Kevin Allison is a Senior Editor for Signal. Based in Washington DC, he looks at how technology is reshaping global affairs. Kevin is also a Director in the Geo-Technology practice at Eurasia Group. Kevin holds degrees from the University of Missouri and from Harvard's Kennedy School of Government. He was also a Fulbright Scholar in Vienna, Austria and a 2015 Miller Journalism Fellow at the Santa Fe Institute. Prior to GZERO Media and Eurasia Group, Kevin was a journalist at Reuters and the Financial Times. He has lived in eight US states and has been an expat four times.
A disruptive new technology appears. People freak out. A political backlash ensues. It's a pattern that's shaped the evolution of technologies from the printing press, to radio, to gene-modified foods, to social media. Next up: facial recognition, which uses AI to teach computers to recognize human faces. The backlash has been accelerating in recent weeks:
In the US, Bernie Sanders last weekend became the first 2020 presidential candidate to call for an outright ban on facial recognition software in policing. A handful of US cities have already blocked its use.
In Europe, policymakers in Brussels are weighing regulations to curtail "indiscriminate use" of the technology by companies and governments, while a UK parliamentary committee last month called for a moratorium. Just yesterday, Sweden's data protection authority issued its first-ever fine against a school that used facial recognition to track student attendance.
Then there's Hong Kong, where many protesters have donned face masks to prevent the authorities from using their faces to ID them. Over the weekend, they went even further, using electric saws to topple government-erected "smart lampposts" amid fears they could be used to spy on crowds. The government said in June it doesn't use automated facial recognition in the territory's thousands of surveillance cameras. The people aren't taking any chances.
Like all good technology backlashes, this one pits the concerns of individuals against the prerogatives of companies and governments. For consumers, facial recognition promises a measure of convenience – using a scan of your face to unlock your phone, or to check whether your flight to Shanghai is on time. In a few years, you might be able to ditch your wallet and just pay with everything using your face. For companies, the technology promises big profits, both from selling it – just this week, a Chinese facial recognition startup called Megvii filed for an IPO that could value the business at up to $1 billion – and from using the information gleaned to sell people more stuff. And for governments, it can help foil crime and terrorism by making it easier to detect and track bad guys (or truants!).
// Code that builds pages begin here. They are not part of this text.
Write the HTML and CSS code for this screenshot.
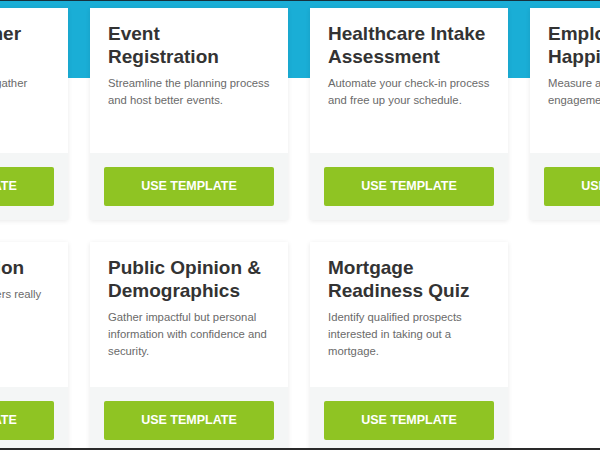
FILE: index.html
```html
<!DOCTYPE html>
<html>
<head>
<meta charset="utf-8">
<link rel="stylesheet" href="styles.css">
</head>
<body>
<div class="frame">
  <div class="grid">
    <div class="card">
      <div class="card-body">
        <h3 class="title">New Customer Onboarding</h3>
        <p class="desc">Welcome clients and gather information.</p>
      </div>
      <div class="card-foot"><a class="btn">USE TEMPLATE</a></div>
    </div>
    <div class="card">
      <div class="card-body">
        <h3 class="title">Event Registration</h3>
        <p class="desc">Streamline the planning process and host better events.</p>
      </div>
      <div class="card-foot"><a class="btn">USE TEMPLATE</a></div>
    </div>
    <div class="card">
      <div class="card-body">
        <h3 class="title">Healthcare Intake Assessment</h3>
        <p class="desc">Automate your check-in process and free up your schedule.</p>
      </div>
      <div class="card-foot"><a class="btn">USE TEMPLATE</a></div>
    </div>
    <div class="card">
      <div class="card-body">
        <h3 class="title">Employee Happiness</h3>
        <p class="desc">Measure and improve employee engagement.</p>
      </div>
      <div class="card-foot"><a class="btn">USE TEMPLATE</a></div>
    </div>
    <div class="card">
      <div class="card-body">
        <h3 class="title">Class Reaction</h3>
        <p class="desc">Find out what customers really think.</p>
      </div>
      <div class="card-foot"><a class="btn">USE TEMPLATE</a></div>
    </div>
    <div class="card">
      <div class="card-body">
        <h3 class="title">Public Opinion &amp; Demographics</h3>
        <p class="desc">Gather impactful but personal information with confidence and security.</p>
      </div>
      <div class="card-foot"><a class="btn">USE TEMPLATE</a></div>
    </div>
    <div class="card">
      <div class="card-body">
        <h3 class="title">Mortgage Readiness Quiz</h3>
        <p class="desc">Identify qualified prospects interested in taking out a mortgage.</p>
      </div>
      <div class="card-foot"><a class="btn">USE TEMPLATE</a></div>
    </div>
  </div>
</div>
</body>
</html>
```
FILE: styles.css
```css
html, body {
  margin: 0;
  padding: 0;
}
body {
  font-family: "Liberation Sans", Arial, sans-serif;
  background: #ffffff;
  overflow: hidden;
}
.frame {
  height: 450px;
  box-sizing: border-box;
  overflow: hidden;
  border-top: 1px solid #17313d;
  border-bottom: 2px solid #2a2a2a;
  background: linear-gradient(#1aaed6 0, #1aaed6 77px, #ffffff 77px);
}
.grid {
  display: grid;
  grid-template-columns: repeat(4, 198px);
  column-gap: 22px;
  row-gap: 22px;
  margin-left: -130px;
  padding-top: 7px;
}
.card {
  background: #ffffff;
  box-shadow: 0 1px 5px rgba(0, 0, 0, 0.09);
  display: flex;
  flex-direction: column;
}
.card-body {
  height: 145px;
  box-sizing: border-box;
  padding: 14px 18px 0 18px;
}
.title {
  margin: 0;
  font-size: 19px;
  line-height: 23px;
  font-weight: bold;
  color: #333333;
}
.desc {
  margin: 7px 0 0 0;
  font-size: 11.3px;
  line-height: 17px;
  color: #6a6a6a;
}
.card-foot {
  background: #f4f6f6;
  padding: 14px;
}
.btn {
  display: block;
  height: 39px;
  line-height: 39px;
  border-radius: 2px;
  background: #8fc423;
  color: #ffffff;
  text-align: center;
  font-weight: bold;
  font-size: 12.5px;
}
```
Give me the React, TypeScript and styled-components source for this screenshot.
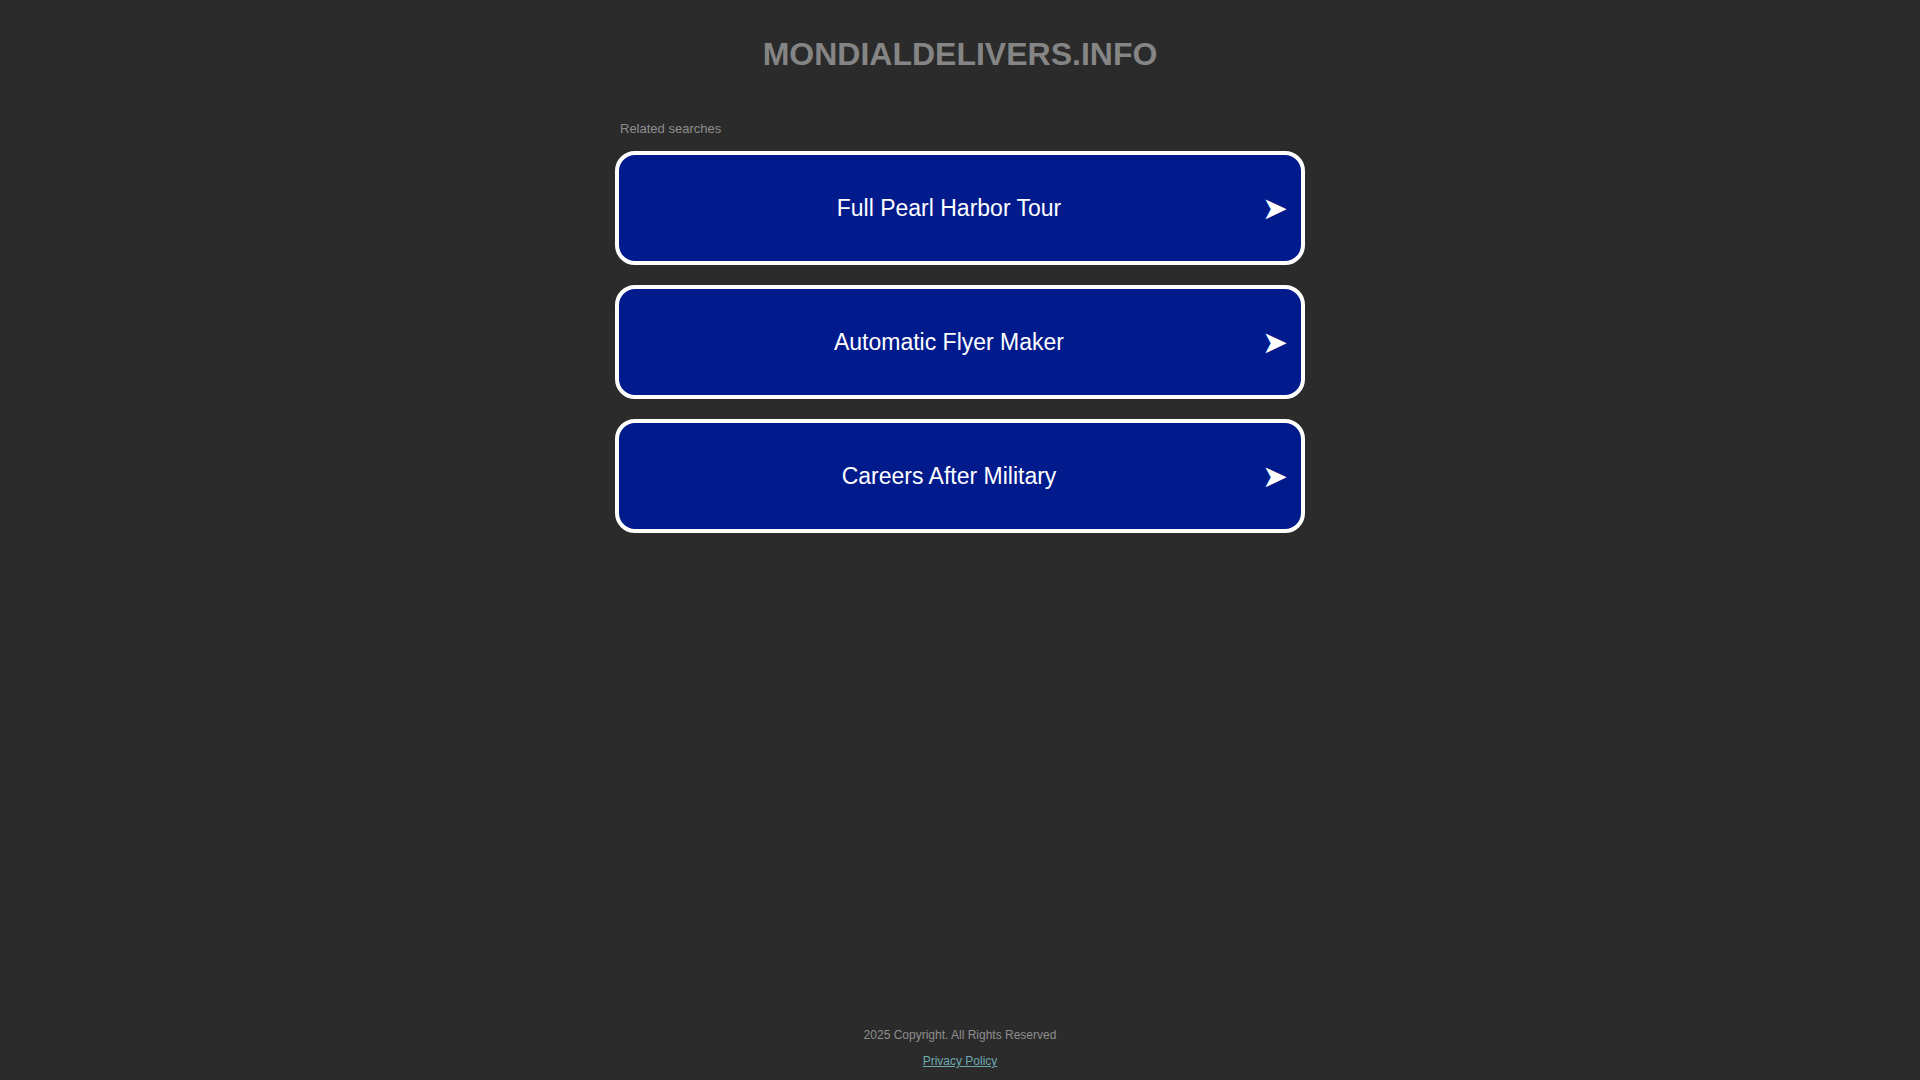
import React from "react";
import styled, { createGlobalStyle } from "styled-components";

const Global = createGlobalStyle`
  html, body { margin: 0; padding: 0; background: #2b2b2b; }
  body { font-family: "Liberation Sans", Arial, sans-serif; }
`;

const Page = styled.div`
  min-height: 1080px;
  display: flex;
  flex-direction: column;
  align-items: center;
`;

const Main = styled.main`
  flex: 1;
  width: 690px;
  display: flex;
  flex-direction: column;
`;

const Title = styled.h1`
  margin: 32px 0 0;
  text-align: center;
  font-size: 32px;
  line-height: 44px;
  font-weight: bold;
  color: #858585;
`;

const Label = styled.div`
  margin: 45px 0 0 5px;
  font-size: 13px;
  line-height: 16px;
  color: #8e8e8e;
`;

const List = styled.div`
  margin-top: 14px;
  display: flex;
  flex-direction: column;
  gap: 20px;
`;

const Item = styled.a`
  box-sizing: border-box;
  height: 114px;
  border: 4px solid #ffffff;
  border-radius: 20px;
  background: #011a8c;
  display: flex;
  align-items: center;
  padding: 0 15px 0 17px;
  color: #ffffff;
  text-decoration: none;
`;

const ItemText = styled.span`
  flex: 1;
  text-align: center;
  font-size: 23px;
  padding-top: 1px;
`;

const Arrow = styled.span`
  width: 24px;
  font-size: 31px;
  line-height: 1;
  text-align: right;
  font-family: "DejaVu Sans", sans-serif;
`;

const Footer = styled.footer`
  display: flex;
  flex-direction: column;
  align-items: center;
  gap: 10px;
  padding-bottom: 11px;
  font-size: 12px;
  line-height: 16px;
  color: #8e8e8e;
`;

const PolicyLink = styled.a`
  color: #6fa8b0;
  text-decoration: underline;
`;

const items = ["Full Pearl Harbor Tour", "Automatic Flyer Maker", "Careers After Military"];

export default function App() {
  return (
    <Page>
      <Global />
      <Main>
        <Title>MONDIALDELIVERS.INFO</Title>
        <Label>Related searches</Label>
        <List>
          {items.map((t) => (
            <Item key={t} href="#">
              <ItemText>{t}</ItemText>
              <Arrow>➤</Arrow>
            </Item>
          ))}
        </List>
      </Main>
      <Footer>
        <div>2025 Copyright. All Rights Reserved</div>
        <PolicyLink href="#">Privacy Policy</PolicyLink>
      </Footer>
    </Page>
  );
}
But while all of that is true, facial recognition can also be used for more sinister purposes - just ask the Uighurs in Xinjiang in Western China, whose movements are routinely tracked by surveillance cameras using facial recognition as part of a broader political and security crackdown there. Even in less repressive circumstances, facial recognition can also create risks for innocent people who are misidentified. The question is: who gets access to your face and under what rules? And should there be spaces where this technology just isn't allowed?
The backlash will probably only be partly successful. A few countries may try to ban facial recognition completely. Others will ban certain government applications, while permitting commercial uses. This too will require regulation: why would you trust a private company with your face? Other countries will more enthusiastically embrace it as a way of exercising greater control over their populations or providing better security.
Dystopian chaser: If you're worried about facial recognition, you'll love "gait recognition," which can ID you based on how you walk, even if it can't see your face. Companies are also working on "emotion detection" AI that guesses how you're feeling – or whether you're lying – based on pupil dilation and other physical cues.